Friday, February 25, 2005

Curdie and Calling

Fascinating, the connections you can make in reading, especially when you're not looking for them.

Ponytails and I were reading George MacDonald's The Princess and Curdie, which is the sequel to The Princess and the Goblin. Curdie, the hero of the first book, has grown into a rather blase teenager. He seems to have lost his imagination and some of the good character qualities that he had in the first book, and to be living just for his day-to-day work in the mines. For no particular reason, he shoots a pigeon outside the castle where his friend Princess Irene used to live, and as he does this, something inside him seems to shock him out of his stupor. When he realizes that the bird isn't quite dead, something tells him to go up to the tower of the castle and ask for help...or something...from Irene's mysterious "great-great-grandmother" who he's actually never seen but who lives in the tower and seems to be connected with the birds. When he makes it all the way up all the stairs to the tower and finally gets to her door, she calls him in...by name...he finally sees her and they talk. She forgives him, promises to heal the bird, and gives him some advice and warnings.

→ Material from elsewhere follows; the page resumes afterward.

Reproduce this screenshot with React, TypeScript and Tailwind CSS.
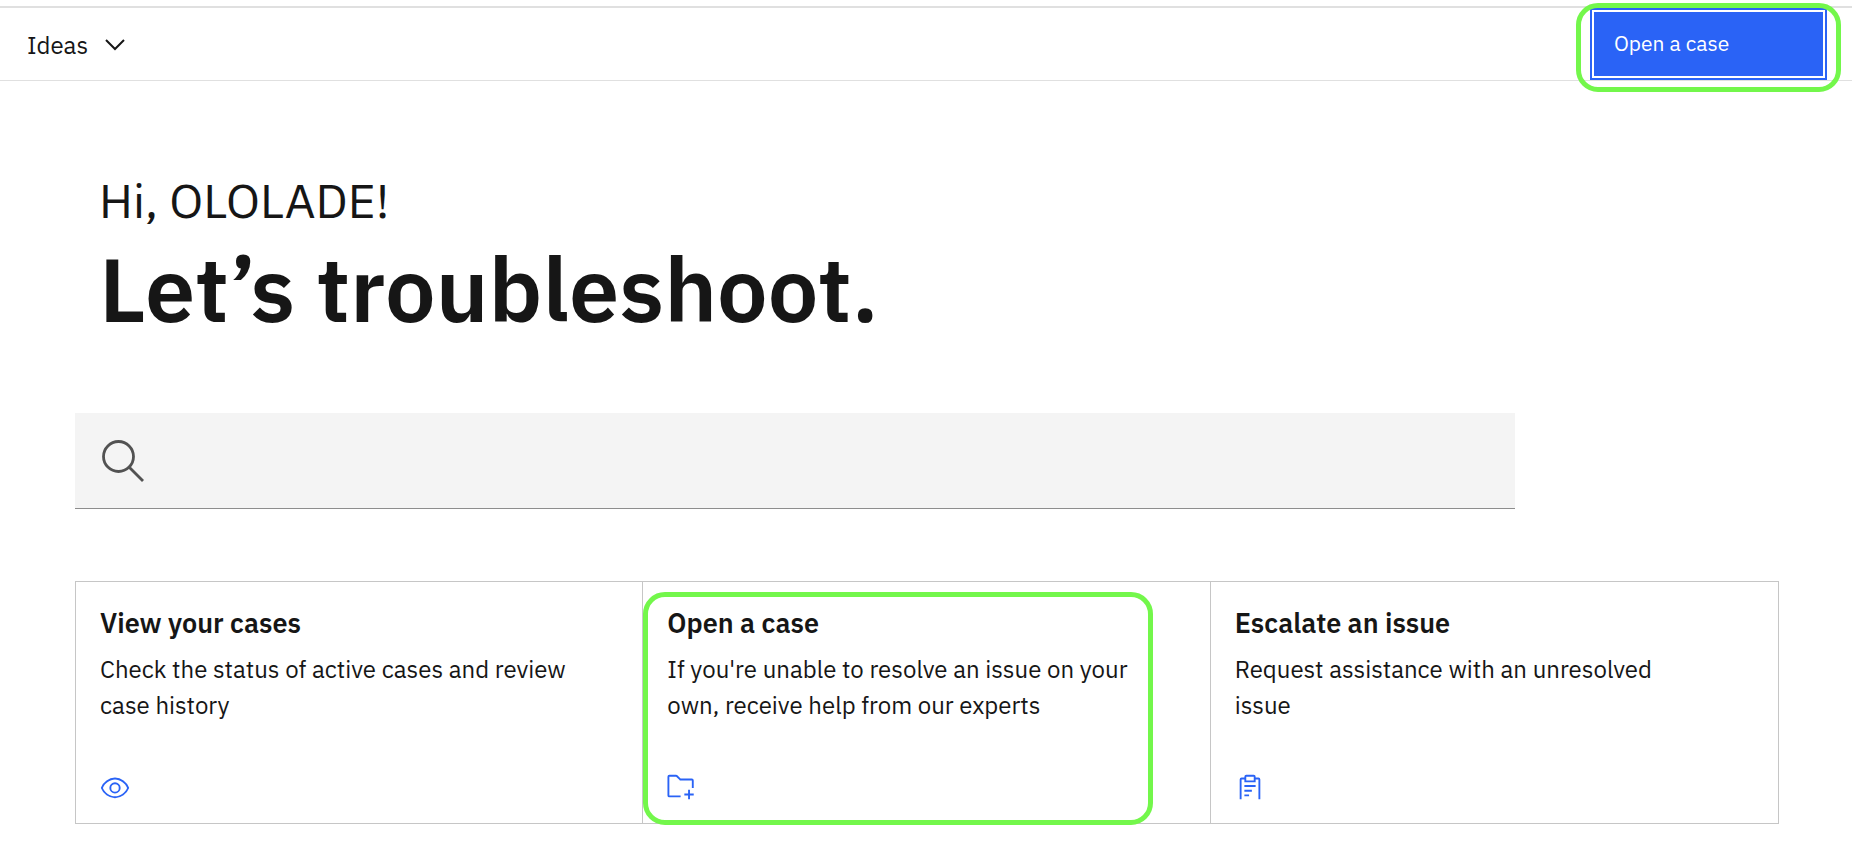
import type { ReactNode } from 'react';

function CardIcon({ viewBox, children }: { viewBox: string; children: ReactNode }) {
  return (
    <svg viewBox={viewBox} className="size-[30px] fill-[#2a63f6]" aria-hidden="true">
      {children}
    </svg>
  );
}

const viewIcon = (
  <CardIcon viewBox="0 -2 32 32">
    <path d="M30.94,15.66A16.69,16.69,0,0,0,16,5,16.69,16.69,0,0,0,1.06,15.66a1,1,0,0,0,0,.68A16.69,16.69,0,0,0,16,27,16.69,16.69,0,0,0,30.94,16.34,1,1,0,0,0,30.94,15.66ZM16,25c-5.3,0-10.9-3.93-12.93-9C5.1,10.93,10.7,7,16,7s10.9,3.93,12.93,9C26.9,21.07,21.3,25,16,25Z" />
    <path d="M16,10a6,6,0,1,0,6,6A6,6,0,0,0,16,10Zm0,10a4,4,0,1,1,4-4A4,4,0,0,1,16,20Z" />
  </CardIcon>
);

const folderAddIcon = (
  <CardIcon viewBox="1.5 0 32 32">
    <path d="M26,20H24v4H20v2h4v4h2V26h4V24H26Z" />
    <path d="M28,8H16L12.6,4.6A2,2,0,0,0,11.2,4H4A2,2,0,0,0,2,6V26a2,2,0,0,0,2,2H16V26H4V6h7.2l3.4,3.4.6.6H28v8h2V10A2,2,0,0,0,28,8Z" />
  </CardIcon>
);

const reportIcon = (
  <CardIcon viewBox="0 -2 32 32">
    <path d="M10,13H22v2H10Zm0,5h8v2H10Zm0,5h5v2H10Z" />
    <path d="M25,5H22V4a2,2,0,0,0-2-2H12a2,2,0,0,0-2,2V5H7A2,2,0,0,0,5,7V28H7V7h3v3H22V7h3V28h2V7A2,2,0,0,0,25,5ZM12,4h8V8H12Z" />
  </CardIcon>
);

const cards = [
  {
    title: 'View your cases',
    text: 'Check the status of active cases and review case history',
    icon: viewIcon,
    marked: false,
  },
  {
    title: 'Open a case',
    text: "If you're unable to resolve an issue on your own, receive help from our experts",
    icon: folderAddIcon,
    marked: true,
  },
  {
    title: 'Escalate an issue',
    text: 'Request assistance with an unresolved issue',
    icon: reportIcon,
    marked: false,
  },
];

export default function App() {
  return (
    <div className="bg-white pt-1.5 pb-5 font-['IBM_Plex_Sans',Roboto,sans-serif] text-[#161616] antialiased">
      <header className="flex h-[75px] items-center justify-between border-t-2 border-b border-[#e0e0e0] pr-[25px] pl-[27px]">
        <button type="button" className="flex items-center gap-[17px] pt-0.5 text-2xl">
          Ideas
          <svg viewBox="0 0 20 12" className="h-3 w-5 fill-none stroke-current stroke-2" aria-hidden="true">
            <path d="M1 1L10 10L19 1" />
          </svg>
        </button>
        <div className="relative">
          <button
            type="button"
            className="block h-[72px] w-[237px] border-2 border-[#2a63f6] bg-[#2a63f6] pl-[22px] text-left text-[21px] text-white inset-ring-2 inset-ring-white"
          >
            Open a case
          </button>
          <span className="pointer-events-none absolute -top-[5px] -right-[14px] -bottom-3 -left-[14px] rounded-[22px] border-[5px] border-[#73f74b]" />
        </div>
      </header>

      <main className="pr-[73px] pl-[75px]">
        <h1 className="pt-[89px] pl-6">
          <span className="block text-5xl leading-[60px]">Hi, OLOLADE!</span>
          <span className="block text-[90px] leading-[118px] font-semibold">Let’s troubleshoot.</span>
        </h1>

        <label className="mt-[65px] flex h-24 w-full max-w-[1440px] items-center gap-4 border-b border-[#8d8d8d] bg-[#f4f4f4] px-[27px]">
          <svg viewBox="0 0 42 42" className="size-[42px] fill-none stroke-[#525252] stroke-[2.8]" aria-hidden="true">
            <circle cx="16.5" cy="16.5" r="15" />
            <path d="M27 27L41 41" />
          </svg>
          <input type="search" aria-label="Search" className="h-full flex-1 bg-transparent text-2xl outline-none" />
        </label>

        <ul className="mt-18 grid grid-cols-3 border border-[#c6c6c6]">
          {cards.map((card) => (
            <li key={card.title} className="relative border-r border-[#c6c6c6] last:border-r-0">
              <a href="#" className="flex h-[241px] flex-col pt-[23px] pr-[70px] pb-[22px] pl-6">
                <h2 className="text-[27px] leading-9 font-semibold">{card.title}</h2>
                <p className="mt-2.5 text-2xl leading-9">{card.text}</p>
                <span className="mt-auto">{card.icon}</span>
              </a>
              {card.marked && (
                <span className="pointer-events-none absolute top-2.5 right-[57px] -bottom-0.5 left-0 rounded-[22px] border-[5px] border-[#73f74b]" />
              )}
            </li>
          ))}
        </ul>
      </main>
    </div>
  );
}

Later last night I got into the third chapter of The Call, by Os Guinness: "Finding and Fulfilling the Central Purpose of Your Life." He quotes some letters written in prison by Vaclav Havel, and says this:

"It is only by responding and growing responsible, Havel argues, that one 'stands on one's own two feet.' He then asserts what all his thinking has led him to: 'I would say that responsibility for oneself is a inife we use to carve our own inimitable features in the panorama of Being; it is the pen with which we write into the history of Being that story of the fresh creation of the world that each new human existence always is.'"

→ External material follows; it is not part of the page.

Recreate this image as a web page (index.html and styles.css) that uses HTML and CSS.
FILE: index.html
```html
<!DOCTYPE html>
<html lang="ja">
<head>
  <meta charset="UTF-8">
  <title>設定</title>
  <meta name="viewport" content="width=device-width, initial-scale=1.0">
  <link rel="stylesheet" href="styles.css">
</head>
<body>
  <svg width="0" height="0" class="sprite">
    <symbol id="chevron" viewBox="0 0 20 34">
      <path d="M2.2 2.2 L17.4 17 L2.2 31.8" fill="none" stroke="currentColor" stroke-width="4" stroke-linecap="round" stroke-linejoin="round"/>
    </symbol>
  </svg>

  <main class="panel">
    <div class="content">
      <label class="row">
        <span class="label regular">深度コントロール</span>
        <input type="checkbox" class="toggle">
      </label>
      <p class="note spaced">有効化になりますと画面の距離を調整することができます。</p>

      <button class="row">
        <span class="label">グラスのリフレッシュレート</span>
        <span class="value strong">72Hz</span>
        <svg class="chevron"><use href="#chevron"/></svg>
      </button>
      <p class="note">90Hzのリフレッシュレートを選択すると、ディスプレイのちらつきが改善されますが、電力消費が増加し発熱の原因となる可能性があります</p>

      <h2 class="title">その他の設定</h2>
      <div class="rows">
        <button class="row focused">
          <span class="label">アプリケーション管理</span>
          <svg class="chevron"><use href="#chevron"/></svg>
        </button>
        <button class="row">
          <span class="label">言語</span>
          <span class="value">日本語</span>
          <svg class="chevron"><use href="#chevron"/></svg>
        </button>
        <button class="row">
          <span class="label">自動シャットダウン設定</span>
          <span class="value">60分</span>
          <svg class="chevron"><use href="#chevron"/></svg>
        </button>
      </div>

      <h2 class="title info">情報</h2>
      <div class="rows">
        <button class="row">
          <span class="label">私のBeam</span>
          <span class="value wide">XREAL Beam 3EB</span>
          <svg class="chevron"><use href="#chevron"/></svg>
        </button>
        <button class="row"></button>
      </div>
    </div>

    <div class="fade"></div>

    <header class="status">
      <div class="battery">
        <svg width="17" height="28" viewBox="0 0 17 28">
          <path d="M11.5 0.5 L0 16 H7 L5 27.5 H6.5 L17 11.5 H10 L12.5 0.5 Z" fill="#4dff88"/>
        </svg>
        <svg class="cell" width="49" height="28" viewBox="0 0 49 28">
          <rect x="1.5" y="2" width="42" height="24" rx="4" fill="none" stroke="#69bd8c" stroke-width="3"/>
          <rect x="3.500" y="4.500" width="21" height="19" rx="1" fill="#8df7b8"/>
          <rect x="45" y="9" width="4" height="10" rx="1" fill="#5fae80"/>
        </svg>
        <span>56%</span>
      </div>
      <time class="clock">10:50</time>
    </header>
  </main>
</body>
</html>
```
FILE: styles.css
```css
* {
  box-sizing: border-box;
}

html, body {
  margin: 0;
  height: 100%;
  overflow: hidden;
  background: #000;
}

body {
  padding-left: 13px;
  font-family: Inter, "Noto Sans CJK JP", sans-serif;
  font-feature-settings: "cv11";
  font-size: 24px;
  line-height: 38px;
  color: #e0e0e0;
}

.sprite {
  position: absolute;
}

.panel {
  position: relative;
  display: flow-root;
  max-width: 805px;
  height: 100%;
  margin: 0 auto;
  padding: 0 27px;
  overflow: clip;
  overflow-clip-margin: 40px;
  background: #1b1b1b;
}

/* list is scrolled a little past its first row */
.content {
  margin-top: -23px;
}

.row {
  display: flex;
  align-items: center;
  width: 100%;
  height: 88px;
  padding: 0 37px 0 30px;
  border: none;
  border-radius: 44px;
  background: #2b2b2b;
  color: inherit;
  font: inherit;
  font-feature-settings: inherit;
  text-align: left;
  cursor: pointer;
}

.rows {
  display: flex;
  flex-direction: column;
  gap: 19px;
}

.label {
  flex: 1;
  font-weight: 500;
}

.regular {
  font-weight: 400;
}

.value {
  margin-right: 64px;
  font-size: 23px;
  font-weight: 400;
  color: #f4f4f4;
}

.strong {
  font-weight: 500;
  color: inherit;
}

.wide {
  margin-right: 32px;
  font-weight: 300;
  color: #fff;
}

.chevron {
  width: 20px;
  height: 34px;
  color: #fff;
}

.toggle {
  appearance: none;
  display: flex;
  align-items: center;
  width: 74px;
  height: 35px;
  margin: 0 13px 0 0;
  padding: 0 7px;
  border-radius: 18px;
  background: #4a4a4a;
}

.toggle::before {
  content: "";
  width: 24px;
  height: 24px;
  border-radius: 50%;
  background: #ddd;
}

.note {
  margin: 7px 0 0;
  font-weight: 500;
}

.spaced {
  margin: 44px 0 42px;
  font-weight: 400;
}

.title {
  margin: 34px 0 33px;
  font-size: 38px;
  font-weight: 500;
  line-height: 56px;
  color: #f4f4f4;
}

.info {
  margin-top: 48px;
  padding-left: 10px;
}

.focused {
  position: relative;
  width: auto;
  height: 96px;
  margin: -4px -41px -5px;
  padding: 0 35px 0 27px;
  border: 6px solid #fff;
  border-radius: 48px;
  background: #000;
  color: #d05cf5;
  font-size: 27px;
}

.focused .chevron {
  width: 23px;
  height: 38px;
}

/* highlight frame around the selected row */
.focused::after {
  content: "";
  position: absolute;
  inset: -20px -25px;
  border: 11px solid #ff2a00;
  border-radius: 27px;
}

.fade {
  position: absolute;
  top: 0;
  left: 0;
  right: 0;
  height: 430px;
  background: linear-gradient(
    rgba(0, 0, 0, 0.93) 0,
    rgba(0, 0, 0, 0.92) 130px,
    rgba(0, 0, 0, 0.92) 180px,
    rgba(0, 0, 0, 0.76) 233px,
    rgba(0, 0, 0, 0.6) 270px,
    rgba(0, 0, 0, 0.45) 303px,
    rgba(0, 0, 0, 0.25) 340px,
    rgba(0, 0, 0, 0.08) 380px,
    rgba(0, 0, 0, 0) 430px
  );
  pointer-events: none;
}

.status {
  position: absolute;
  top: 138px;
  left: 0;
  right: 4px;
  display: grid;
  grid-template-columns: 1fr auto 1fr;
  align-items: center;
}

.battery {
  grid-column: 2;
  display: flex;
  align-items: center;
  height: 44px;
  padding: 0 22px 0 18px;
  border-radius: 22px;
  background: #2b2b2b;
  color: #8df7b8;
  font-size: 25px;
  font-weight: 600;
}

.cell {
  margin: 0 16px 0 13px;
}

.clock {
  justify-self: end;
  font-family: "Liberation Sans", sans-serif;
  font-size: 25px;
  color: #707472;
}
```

Guinness again quotes Havel's letter: "someone eternal, who through himself makes me eternal as well...someone to whom I relate entirely and for whom, ultimately, I would do everything. At the same time, the "someone" addresses me directly and personally."

And then he goes on to talk about the need for us to understand that we are "called to be" (more on that another time). But the connections were so obvious, I wondered for a minute if all these writers had been sitting at the same table while they wrote! Yes, that's it, I thought, what Curdie had lost and what he seemed to find again by visiting the grandmother: responsibility. And there is a hidden meaning in that word: it also means "response-a-bility." Fascinating.

1 comment:

Headmistress, zookeeper said...

Connections indeed! We've been reading Heidi, and young Whose-its has been most disturbed by Peter's behavior toward the end of the book. He has pushed a wheelchair down the mountain, and now he is skulking around, thinking everybody knows and he will be arrested any moment.
Whose-its sat straight up in bed and told me that he needed to just admit that he did it, to tell people what he did, and say he's sorry, and he will feel much better, but that if he waits until he really is caught, it will be much worse for him.
We've had some very good talks about 'owning your own actions' - all because of Heidi.